- Written problem -
Can you transcribe the data exactly? Leave the pictures out.

- Collected data -
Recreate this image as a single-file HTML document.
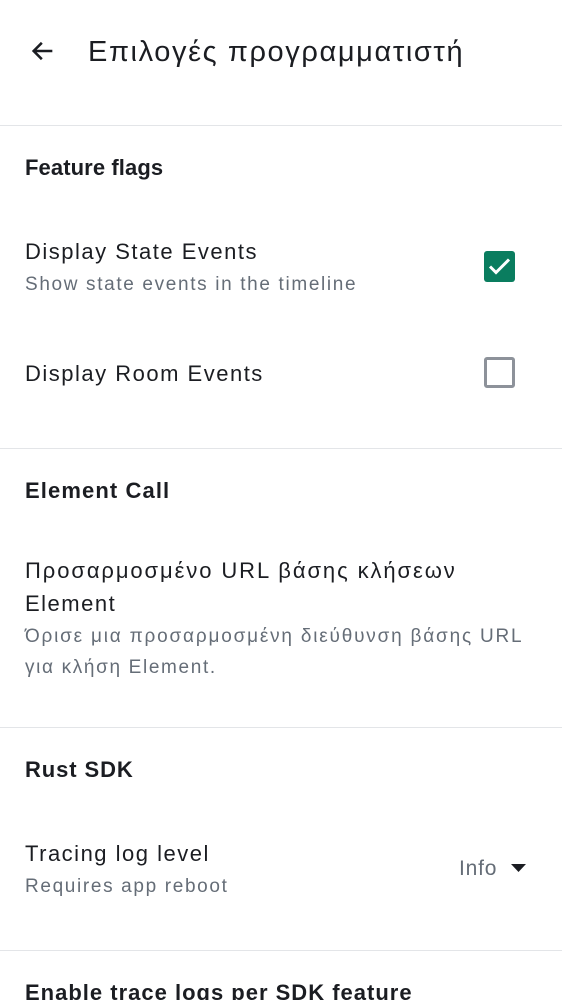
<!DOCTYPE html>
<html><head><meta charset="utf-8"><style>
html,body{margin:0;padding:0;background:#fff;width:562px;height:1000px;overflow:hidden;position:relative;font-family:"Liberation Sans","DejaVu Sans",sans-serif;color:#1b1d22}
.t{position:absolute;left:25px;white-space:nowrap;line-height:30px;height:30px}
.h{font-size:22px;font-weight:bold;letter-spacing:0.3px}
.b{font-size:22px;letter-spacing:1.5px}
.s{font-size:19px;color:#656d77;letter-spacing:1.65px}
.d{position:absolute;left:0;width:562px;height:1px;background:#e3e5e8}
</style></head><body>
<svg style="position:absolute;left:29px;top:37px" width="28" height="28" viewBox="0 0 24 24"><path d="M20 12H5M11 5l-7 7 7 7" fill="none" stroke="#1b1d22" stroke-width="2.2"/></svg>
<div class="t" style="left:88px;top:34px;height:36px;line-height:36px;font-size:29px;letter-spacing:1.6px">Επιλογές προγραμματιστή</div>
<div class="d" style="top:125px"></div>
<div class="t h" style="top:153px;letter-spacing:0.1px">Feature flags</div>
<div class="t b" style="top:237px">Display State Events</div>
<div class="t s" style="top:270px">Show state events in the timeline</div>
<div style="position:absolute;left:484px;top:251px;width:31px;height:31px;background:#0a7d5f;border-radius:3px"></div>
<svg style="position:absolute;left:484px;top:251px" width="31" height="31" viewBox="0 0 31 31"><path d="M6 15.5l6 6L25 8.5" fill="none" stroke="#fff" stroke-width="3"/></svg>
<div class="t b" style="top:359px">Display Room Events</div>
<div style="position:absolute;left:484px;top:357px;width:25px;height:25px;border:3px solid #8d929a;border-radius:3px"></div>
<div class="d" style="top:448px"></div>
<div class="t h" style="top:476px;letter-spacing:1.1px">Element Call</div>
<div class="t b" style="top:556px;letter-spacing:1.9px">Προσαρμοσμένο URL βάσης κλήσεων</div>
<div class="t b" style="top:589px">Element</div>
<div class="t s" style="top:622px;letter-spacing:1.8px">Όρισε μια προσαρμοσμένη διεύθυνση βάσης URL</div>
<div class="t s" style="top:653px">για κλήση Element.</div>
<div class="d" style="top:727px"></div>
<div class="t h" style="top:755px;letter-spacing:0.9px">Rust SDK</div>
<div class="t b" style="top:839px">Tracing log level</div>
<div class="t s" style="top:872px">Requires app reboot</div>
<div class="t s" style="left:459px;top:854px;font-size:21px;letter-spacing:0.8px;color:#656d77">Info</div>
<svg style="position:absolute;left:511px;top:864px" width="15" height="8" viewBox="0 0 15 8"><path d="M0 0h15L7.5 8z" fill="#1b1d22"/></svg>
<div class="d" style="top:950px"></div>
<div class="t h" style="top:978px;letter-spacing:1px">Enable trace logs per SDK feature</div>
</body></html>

- Expected answer -
Recreate this image as a single-file HTML document.
<!DOCTYPE html>
<html><head><meta charset="utf-8"><style>
html,body{margin:0;padding:0;background:#fff;width:562px;height:1000px;overflow:hidden;position:relative;font-family:"Liberation Sans","DejaVu Sans",sans-serif;color:#1b1d22}
.t{position:absolute;left:25px;white-space:nowrap;line-height:30px;height:30px}
.h{font-size:22px;font-weight:bold;letter-spacing:0.3px}
.b{font-size:22px;letter-spacing:1.5px}
.s{font-size:19px;color:#656d77;letter-spacing:1.65px}
.d{position:absolute;left:0;width:562px;height:1px;background:#e3e5e8}
</style></head><body>
<svg style="position:absolute;left:29px;top:37px" width="28" height="28" viewBox="0 0 24 24"><path d="M20 12H5M11 5l-7 7 7 7" fill="none" stroke="#1b1d22" stroke-width="2.2"/></svg>
<div class="t" style="left:88px;top:34px;height:36px;line-height:36px;font-size:29px;letter-spacing:1.6px">Επιλογές προγραμματιστή</div>
<div class="d" style="top:125px"></div>
<div class="t h" style="top:153px;letter-spacing:0.1px">Feature flags</div>
<div class="t b" style="top:237px">Display State Events</div>
<div class="t s" style="top:270px">Show state events in the timeline</div>
<div style="position:absolute;left:484px;top:251px;width:31px;height:31px;background:#0a7d5f;border-radius:3px"></div>
<svg style="position:absolute;left:484px;top:251px" width="31" height="31" viewBox="0 0 31 31"><path d="M6 15.5l6 6L25 8.5" fill="none" stroke="#fff" stroke-width="3"/></svg>
<div class="t b" style="top:359px">Display Room Events</div>
<div style="position:absolute;left:484px;top:357px;width:25px;height:25px;border:3px solid #8d929a;border-radius:3px"></div>
<div class="d" style="top:448px"></div>
<div class="t h" style="top:476px;letter-spacing:1.1px">Element Call</div>
<div class="t b" style="top:556px;letter-spacing:1.9px">Προσαρμοσμένο URL βάσης κλήσεων</div>
<div class="t b" style="top:589px">Element</div>
<div class="t s" style="top:622px;letter-spacing:1.8px">Όρισε μια προσαρμοσμένη διεύθυνση βάσης URL</div>
<div class="t s" style="top:653px">για κλήση Element.</div>
<div class="d" style="top:727px"></div>
<div class="t h" style="top:755px;letter-spacing:0.9px">Rust SDK</div>
<div class="t b" style="top:839px">Tracing log level</div>
<div class="t s" style="top:872px">Requires app reboot</div>
<div class="t s" style="left:459px;top:854px;font-size:21px;letter-spacing:0.8px;color:#656d77">Info</div>
<svg style="position:absolute;left:511px;top:864px" width="15" height="8" viewBox="0 0 15 8"><path d="M0 0h15L7.5 8z" fill="#1b1d22"/></svg>
<div class="d" style="top:950px"></div>
<div class="t h" style="top:978px;letter-spacing:1px">Enable trace logs per SDK feature</div>
</body></html>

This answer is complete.